Installing Mailpile on CentOS 6
I've been meaning to play around with Mailpile since the beta was released back in September. Thanks to a bout of insomnia I finally found time, though it turns out that getting it up and running on CentOS 6 is initially something of a pain.
This documentation details the steps required to install and run Mailpile on CentOS 6
DISCLAIMER: For reasons I'll discuss in a separate post, at time of writing I'd only recommend following these steps if you want to test/play with Mailpile - Personally I don't feel at all comfortable with the idea of using Mailpile in production in it's current state.
Base System
For reference, my install was in a Virtual Machine with the following resources available
- 1 CPU
- 256MB RAM
- Bridged NIC
- CentOS 6 x86_64 (minimal install)
Installing Python 2.7
This was the first obstacle encountered. Mailpile's wiki states it requires Python >= 2.7, however CentOS 6 only has Python 2.6 available.
Worse, yum requires that specific version, so finding and using an updated RPM is a bad idea (unless you like the idea of yum breaking!).
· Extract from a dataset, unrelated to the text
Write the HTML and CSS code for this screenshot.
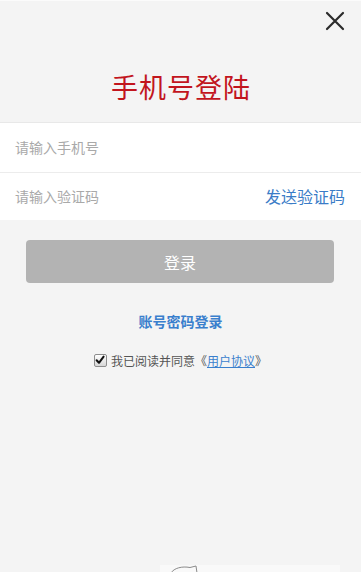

So we need to install Python 2.7 alongside
yum install gcc make wget
yum install zlib-devel bzip2-devel openssl-devel ncurses-devel sqlite-devel xz
cd /opt/
wget --no-check-certificate https://www.python.org/ftp/python/2.7.6/Python-2.7.6.tar.xz
tar xf Python-2.7.6.tar.xz
cd Python-2.7.6
./configure --prefix=/usr/local
make && make altinstall
The next step is to get pip installed so that we can use it to install Mailpile's dependancies
cd /opt
wget --no-check-certificate https://pypi.python.org/packages/source/s/setuptools/setuptools-1.4.2.tar.gz
tar xvf setuptools-1.4.2.tar.gz
cd setuptools-1.4.2
python2.7 setup.py install
curl https://raw.githubusercontent.com/pypa/pip/master/contrib/get-pip.py | python2.7 -
Install Mailpile (and some dependencies)
We're ready to grab Mailpile. In the command below we're grabbing the beta release, though if you're happy to use the dev branch substitute the branch name with master
yum install git gnupg openssl python-lxml libxslt-devel python-jinja2
cd /usr/local/
git clone -b release/beta https://github.com/pagekite/Mailpile.git
cd Mailpile/
pip install -r requirements.txt
The next step is pretty important - we need to change Mailpile's shebang to ensure it uses Python2.7 and not 2.6
sed -i '1s/python2/python2.7/' mp
Start Mailpile
Our next step is to start Mailpile and then reconfigure it to listen on the external interface and a port of our choosing
./mp
mailpile> setup mailpile> quitnano ~/.local/share/Mailpile/defaultmailpile.cfg
# Find the following ;http_host = localhost ; (default) Listening host for web UI ;http_port = 334411 ; (default) Listening port for web UI # And change to http_host = 0.0.0.0 ; (default) Listening host for web UI http_port = 80 ; (default) Listening port for web UI
Note: the Mailpile CLI does ostensibly expose a command to configure interface and port (the www command) but it wasn't working for me
Make sure iptables will allow connections through
iptables -I INPUT -p tcp --dport 80 -j ACCEPT
service iptables save
Now we can start Mailpile again (but see the section below)
/usr/local/Mailpile/mp
Choosing a User
Because the steps given above are given to allow testing, I've not followed best practices - Mailpile is running as root when there's really no need to do so. If you're planning on running Mailpile for any length of time, or exposing it to the outside world, or in fact have anything else of value on that server you must run Mailpile as an unprivileged user.
You'll probably also want to create an init script so that Mailpile starts on boot.
Completing the Setup
The final thing to do is to complete Mailpile's configuration.
You should now be able to hit the setup screen in your browser by browsing to the system's IP - follow the steps and Mailpile should be up and running within a few minutes
Troubleshooting: Getting locked out
If after restarting the Mailpile service it tells you that your password is invalid, take a look at this issue.